In a move that analysts have termed as “world historic”, power companies offered to charge only Rs 2.62 per kilowatt-hour of electricity generated from solar panels they are slated to build at an energy park in Rajasthan.
The solar sector has already seen a significant decline in tariffs from Rs 10.95-12.76 per kWh in 2010-11. The previous record for lowest bid was last year’s Rs 4.34 rupees per kWh.
This 40% decrease in costs from last year was driven by cheaper finance and accelerating investor confidence in India’s promise to increase its renewable energy capacity.
Another milestone towards PM @narendramodi's vision of clean affordable power for all: Bhadla Solar Park achieves tariff of Rs. 2.62/unit
Bhadla Solar Park is a solar park spread over a total area of 10,000 acres (40 km2) in Bhadla, Rajasthan. The park is proposed to have a capacity of 2,255 MW. (More details here)
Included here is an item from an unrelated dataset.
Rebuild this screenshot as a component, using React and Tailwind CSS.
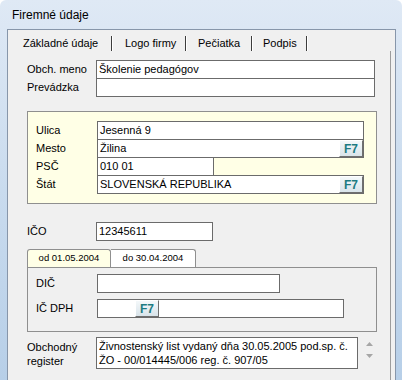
import React from "react";

const font = { fontFamily: '"Liberation Sans", Arial, sans-serif' };

function F7({ className = "" }) {
  return (
    <div
      className={
        "w-[24px] h-[17px] flex items-center justify-center border border-t-white border-l-white border-r-[#6f6f6f] border-b-[#6f6f6f] bg-gradient-to-b from-[#f4f8fa] to-[#d9e4ea] text-[12px] font-bold text-[#1d7b82] leading-none " +
        className
      }
    >
      F7
    </div>
  );
}

function Box({ w, children, className = "" }) {
  return (
    <div
      className={
        "h-[19px] bg-white border border-[#6b6b6b] flex items-center pl-[2px] text-[11px] text-black relative " +
        className
      }
      style={{ width: w }}
    >
      {children}
    </div>
  );
}

function Row({ label, labelW, children, className = "" }) {
  return (
    <div className={"flex items-center " + className}>
      <div className="text-[11px] text-black shrink-0" style={{ width: labelW }}>
        {label}
      </div>
      {children}
    </div>
  );
}

function Sep() {
  return (
    <div className="flex h-[15px] mt-[6px] shrink-0">
      <div className="w-px bg-[#3c3c3c]" />
      <div className="w-px bg-white" />
    </div>
  );
}

export default function App() {
  return (
    <div
      className="w-[402px] h-[380px] overflow-hidden flex flex-col bg-gradient-to-b from-[#dfe9f5] via-[#c9dbee] to-[#b7cfe8] rounded-t-[6px]"
      style={font}
    >
      {/* title bar */}
      <div className="h-[29px] shrink-0 pl-[12px] pt-[6px] text-[12px] text-black">
        Firemné údaje
      </div>

      {/* client */}
      <div className="ml-[7px] w-[389px] flex-1 flex flex-col border-t border-l border-r border-[#8796aa] bg-[#f0f0f0]">
        {/* tabs */}
        <div className="h-[21px] flex shrink-0 text-[11px] text-black">
          <div className="w-[103px] pl-[15px] pt-[5px]">Základné údaje</div>
          <Sep />
          <div className="w-[72px] pl-[12px] pt-[5px]">Logo firmy</div>
          <Sep />
          <div className="w-[64px] pl-[11px] pt-[5px]">Pečiatka</div>
          <Sep />
          <div className="w-[53px] pl-[10px] pt-[5px]">Podpis</div>
          <Sep />
        </div>

        {/* body */}
        <div className="flex-1 mr-[4px] border-r border-[#9c9c9c] pl-[19px] pt-[9px]">
          <Row label="Obch. meno" labelW={69}>
            <Box w={279}>Školenie pedagógov</Box>
          </Row>
          <Row label="Prevádzka" labelW={69} className="-mt-px">
            <Box w={279} />
          </Row>

          {/* address panel */}
          <div className="mt-[14px] w-[350px] h-[93px] border border-[#8f8f8f] bg-[#ffffe6] pl-[8px] pt-[9px]">
            <Row label="Ulica" labelW={61}>
              <Box w={267}>Jesenná 9</Box>
            </Row>
            <Row label="Mesto" labelW={61} className="-mt-px">
              <Box w={267}>
                Žilina
                <F7 className="absolute right-0 top-0" />
              </Box>
            </Row>
            <Row label="PSČ" labelW={61} className="-mt-px">
              <Box w={117}>010 01</Box>
            </Row>
            <Row label="Štát" labelW={61} className="-mt-px">
              <Box w={267}>
                SLOVENSKÁ REPUBLIKA
                <F7 className="absolute right-0 top-0" />
              </Box>
            </Row>
          </div>

          <Row label="IČO" labelW={69} className="mt-[18px]">
            <Box w={117}>12345611</Box>
          </Row>

          {/* DPH tabs */}
          <div className="mt-[8px] w-[350px]">
            <div className="flex h-[18px]">
              <div className="w-[84px] bg-[#ffffe6] border border-b-0 border-[#8f8f8f] rounded-t-[3px] text-[9.5px] flex items-center justify-center">
                od 01.05.2004
              </div>
              <div className="w-[85px] bg-white border border-l-0 border-b-0 border-[#8f8f8f] rounded-tr-[3px] text-[9.5px] flex items-center justify-center">
                do 30.04.2004
              </div>
            </div>
            <div className="h-[65px] border border-[#8f8f8f] pl-[8px] pt-[6px]">
              <Row label="DIČ" labelW={61}>
                <Box w={183} />
              </Row>
              <Row label="IČ DPH" labelW={61} className="mt-[6px]">
                <Box w={247}>
                  <F7 className="absolute left-[37px] top-0" />
                </Box>
              </Row>
            </div>
          </div>

          {/* register */}
          <div className="flex mt-[5px]">
            <div className="w-[69px] text-[11px] leading-[14px] pt-[3px] text-black">
              Obchodný
              <br />
              register
            </div>
            <div className="w-[262px] h-[32px] bg-white border border-[#6b6b6b] pl-[2px] pt-px text-[11px] leading-[14px] text-black whitespace-nowrap overflow-hidden">
              Živnostenský list vydaný dňa 30.05.2005 pod.sp. č.
              <br />
              ŽO - 00/014445/006 reg. č. 907/05
            </div>
            <div className="ml-[8px] flex flex-col items-center pt-[5px] gap-[8px]">
              <svg width="7" height="4" viewBox="0 0 7 4">
                <path d="M0 4 L3.5 0 L7 4 Z" fill="#a6a6a6" />
              </svg>
              <svg width="7" height="4" viewBox="0 0 7 4">
                <path d="M0 0 L3.5 4 L7 0 Z" fill="#a6a6a6" />
              </svg>
            </div>
          </div>
        </div>
      </div>
    </div>
  );
}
Kanika Chawla, a senior programme lead at the Delhi-based Council for Energy, Environment and Water (CEEW), said it was encouraging that Rajasthan project bidders were new players, not the same old market leaders. “It shows there is enough happening to attract investment, attract interest from companies who have otherwise been cautious … Any future incremental gains in prices will not come from the decline in technology prices, they will come from declines in the cost of finance.”
Back in February, wholesale price bids for even wind energy reached a record low of Rs 3.46. These are encouraging developments in India’s push towards renewable energy.
Tim Buckley, a director at the Institute for Energy Economics and Financial Analysis, said the most important factor driving a rush of international investment in Indian renewables was the “transparency, longevity and certainty” of the country’s energy policy. He told The Guardian, “That is absolutely critical because when you invest for 25 to 35 years, you need certainty and clarity of policy.”
By 2022, India aims to have the capacity to generate 175 gigawatts of power from solar, biomass, and wind energy. A draft report by the country’s electricity agency in December predicted that capacity would increase to 275 gigawatts by 2027.
With 8.8GW of capacity addition projected for the year ahead, India is set to become the third-biggest solar market globally in 2017, overtaking Japan, according to the India Solar Handbook 2017.
The government has forecast that it will exceed the renewable energy targets set in the Paris Agreement by nearly half and three years ahead of schedule. The Draft National Electricity Plan predicts that, by 2027, 57% of India’s total electricity capacity will come from non-fossil fuel sources (the Paris climate accord target was 40% by 2030).
The Logical Indian take
Thanks to scientists, environmentalists, activists, and increased awareness, climate change is now taken seriously by most governments in the world. Climate action accelerated in pace particularly after 2015’s historic Paris Agreement. Other than India, other countries have pitched in too.
China, for example, has introduced a cap on coal and will peak coal emission by 2030.
Germany will ban combustion engines by 2030.
In the US, high-profile advocates for the environment have funded a 20-year clean energy fund to the tune of US$1 billion.
Britain recently set a record the world was happy to see: it had its first coal-free power day in 135 years.
Climate change is probably the biggest global problem of our time. Implementing the Paris Agreement will be the first concrete step in reversing the drastic consequences of climate change which have endangered our very existence.
Developments like today’s historically low solar tariff record show a positive movement for our society. Such measures should be applauded and encouraged so that the goals of the Paris Agreement can be met as soon as possible, well before the stipulated time.